TASK DESCRIPTION> Which lines below hold the word "table"? Copy all of them.

════

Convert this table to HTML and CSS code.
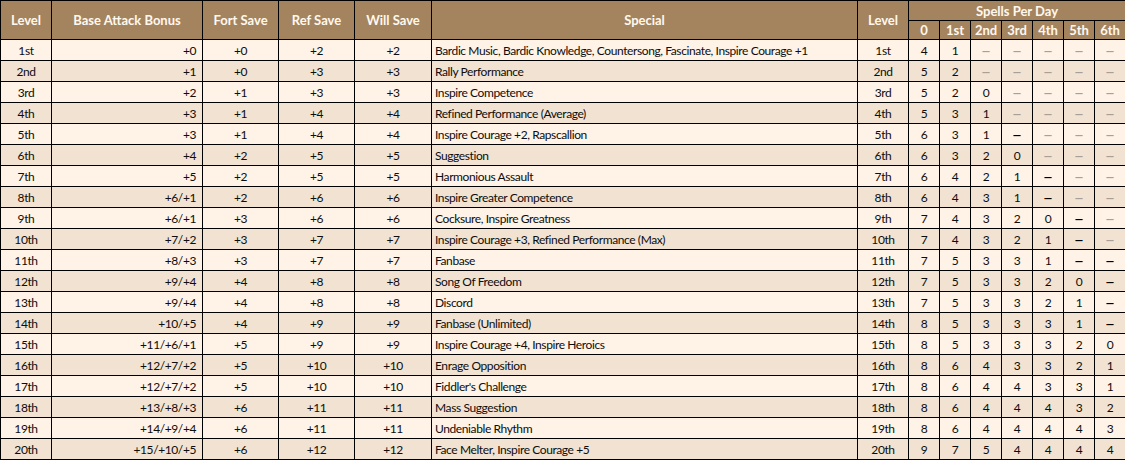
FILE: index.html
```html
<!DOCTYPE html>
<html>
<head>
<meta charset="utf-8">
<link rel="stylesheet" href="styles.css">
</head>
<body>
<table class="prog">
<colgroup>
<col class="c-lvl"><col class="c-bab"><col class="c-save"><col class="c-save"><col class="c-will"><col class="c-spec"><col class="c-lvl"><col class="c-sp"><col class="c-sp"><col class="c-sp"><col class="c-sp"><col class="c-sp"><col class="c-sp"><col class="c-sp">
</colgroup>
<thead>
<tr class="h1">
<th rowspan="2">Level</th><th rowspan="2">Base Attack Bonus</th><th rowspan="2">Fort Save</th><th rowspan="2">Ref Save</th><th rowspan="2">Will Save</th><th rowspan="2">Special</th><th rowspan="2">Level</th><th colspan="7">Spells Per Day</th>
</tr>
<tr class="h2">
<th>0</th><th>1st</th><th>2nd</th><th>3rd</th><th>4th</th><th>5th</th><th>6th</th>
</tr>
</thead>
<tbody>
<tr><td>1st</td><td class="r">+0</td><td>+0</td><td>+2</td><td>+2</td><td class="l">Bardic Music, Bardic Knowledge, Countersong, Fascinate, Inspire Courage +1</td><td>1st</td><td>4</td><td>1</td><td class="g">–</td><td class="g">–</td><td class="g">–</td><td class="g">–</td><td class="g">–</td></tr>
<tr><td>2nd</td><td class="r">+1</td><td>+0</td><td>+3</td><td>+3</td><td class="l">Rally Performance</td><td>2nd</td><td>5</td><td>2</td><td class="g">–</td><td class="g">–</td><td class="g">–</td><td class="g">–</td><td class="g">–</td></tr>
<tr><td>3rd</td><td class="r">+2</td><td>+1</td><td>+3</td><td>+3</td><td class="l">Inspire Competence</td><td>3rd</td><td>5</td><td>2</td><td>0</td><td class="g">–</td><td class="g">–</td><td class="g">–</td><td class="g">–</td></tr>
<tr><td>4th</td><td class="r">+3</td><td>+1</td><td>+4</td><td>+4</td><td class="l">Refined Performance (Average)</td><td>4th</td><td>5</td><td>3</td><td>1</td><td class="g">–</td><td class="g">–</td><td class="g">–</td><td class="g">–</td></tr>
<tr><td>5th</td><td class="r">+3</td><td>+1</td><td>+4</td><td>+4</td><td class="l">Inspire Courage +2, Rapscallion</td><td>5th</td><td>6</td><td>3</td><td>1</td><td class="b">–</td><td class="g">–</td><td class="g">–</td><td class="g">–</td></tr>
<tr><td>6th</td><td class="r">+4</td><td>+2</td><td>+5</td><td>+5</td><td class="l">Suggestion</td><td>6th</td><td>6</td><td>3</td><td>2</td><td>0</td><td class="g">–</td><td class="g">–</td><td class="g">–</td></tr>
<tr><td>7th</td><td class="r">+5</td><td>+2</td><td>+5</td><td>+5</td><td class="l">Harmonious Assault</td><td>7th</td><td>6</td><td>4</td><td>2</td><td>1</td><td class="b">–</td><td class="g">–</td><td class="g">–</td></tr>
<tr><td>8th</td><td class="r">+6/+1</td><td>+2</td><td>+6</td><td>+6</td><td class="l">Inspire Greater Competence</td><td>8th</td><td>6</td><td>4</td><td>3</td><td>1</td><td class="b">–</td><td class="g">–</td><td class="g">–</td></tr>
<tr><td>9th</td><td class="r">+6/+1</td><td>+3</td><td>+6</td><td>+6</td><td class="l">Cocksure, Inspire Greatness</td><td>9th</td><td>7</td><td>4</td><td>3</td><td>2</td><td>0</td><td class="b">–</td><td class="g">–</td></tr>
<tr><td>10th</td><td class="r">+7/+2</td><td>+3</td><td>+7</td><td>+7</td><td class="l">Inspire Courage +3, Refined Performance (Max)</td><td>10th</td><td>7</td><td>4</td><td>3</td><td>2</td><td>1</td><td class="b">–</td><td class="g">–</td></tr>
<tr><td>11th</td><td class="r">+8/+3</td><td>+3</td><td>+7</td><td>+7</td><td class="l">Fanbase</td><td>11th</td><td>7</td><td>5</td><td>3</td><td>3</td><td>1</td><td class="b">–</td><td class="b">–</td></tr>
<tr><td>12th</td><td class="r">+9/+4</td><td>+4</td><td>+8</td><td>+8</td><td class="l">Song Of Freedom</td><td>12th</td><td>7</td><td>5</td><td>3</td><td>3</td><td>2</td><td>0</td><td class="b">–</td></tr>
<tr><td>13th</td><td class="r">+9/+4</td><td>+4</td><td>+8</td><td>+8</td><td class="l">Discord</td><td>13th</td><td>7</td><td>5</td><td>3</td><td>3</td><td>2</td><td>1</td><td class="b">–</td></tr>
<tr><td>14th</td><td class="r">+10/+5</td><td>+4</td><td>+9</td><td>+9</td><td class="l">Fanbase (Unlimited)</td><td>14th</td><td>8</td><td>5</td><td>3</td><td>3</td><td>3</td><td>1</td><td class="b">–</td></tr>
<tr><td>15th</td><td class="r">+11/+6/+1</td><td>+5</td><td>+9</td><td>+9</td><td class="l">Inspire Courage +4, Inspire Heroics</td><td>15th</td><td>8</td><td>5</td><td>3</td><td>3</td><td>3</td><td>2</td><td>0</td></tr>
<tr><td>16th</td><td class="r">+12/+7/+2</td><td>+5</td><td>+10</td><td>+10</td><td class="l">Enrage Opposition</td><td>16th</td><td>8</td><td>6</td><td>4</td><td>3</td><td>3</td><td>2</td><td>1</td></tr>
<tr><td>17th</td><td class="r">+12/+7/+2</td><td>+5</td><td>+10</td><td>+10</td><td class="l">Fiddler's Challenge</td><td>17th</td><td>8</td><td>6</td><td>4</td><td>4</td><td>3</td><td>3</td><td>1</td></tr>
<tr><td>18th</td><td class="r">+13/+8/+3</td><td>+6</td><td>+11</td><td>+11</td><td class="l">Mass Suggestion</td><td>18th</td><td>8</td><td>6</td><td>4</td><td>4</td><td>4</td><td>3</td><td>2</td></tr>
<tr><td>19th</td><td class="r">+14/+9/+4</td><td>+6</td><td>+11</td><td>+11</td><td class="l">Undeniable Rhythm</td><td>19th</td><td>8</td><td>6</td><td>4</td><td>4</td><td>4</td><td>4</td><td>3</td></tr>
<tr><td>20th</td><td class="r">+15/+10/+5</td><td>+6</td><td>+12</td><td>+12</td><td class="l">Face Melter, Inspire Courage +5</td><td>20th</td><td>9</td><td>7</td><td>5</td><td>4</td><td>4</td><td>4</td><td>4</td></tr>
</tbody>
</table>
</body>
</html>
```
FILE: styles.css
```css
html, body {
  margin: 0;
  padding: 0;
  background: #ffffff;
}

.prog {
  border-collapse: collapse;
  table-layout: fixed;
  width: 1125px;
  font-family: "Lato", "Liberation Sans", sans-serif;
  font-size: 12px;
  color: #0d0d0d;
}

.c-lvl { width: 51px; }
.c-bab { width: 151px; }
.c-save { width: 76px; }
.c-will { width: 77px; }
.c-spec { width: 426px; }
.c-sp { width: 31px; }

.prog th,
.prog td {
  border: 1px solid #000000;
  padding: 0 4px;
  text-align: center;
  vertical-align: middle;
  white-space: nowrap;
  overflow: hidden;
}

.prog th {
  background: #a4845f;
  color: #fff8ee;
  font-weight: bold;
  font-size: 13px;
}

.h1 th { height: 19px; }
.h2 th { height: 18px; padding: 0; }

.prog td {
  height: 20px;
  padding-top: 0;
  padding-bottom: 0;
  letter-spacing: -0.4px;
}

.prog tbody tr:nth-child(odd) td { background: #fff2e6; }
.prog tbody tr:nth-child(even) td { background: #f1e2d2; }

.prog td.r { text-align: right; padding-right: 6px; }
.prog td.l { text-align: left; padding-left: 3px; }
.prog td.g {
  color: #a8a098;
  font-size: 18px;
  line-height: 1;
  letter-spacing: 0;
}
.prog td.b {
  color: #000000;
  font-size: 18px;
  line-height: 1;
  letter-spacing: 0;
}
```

════

PROBLEM SOLUTION>
Convert this table to HTML and CSS code.
<table class="prog">
</table>
  table-layout: fixed;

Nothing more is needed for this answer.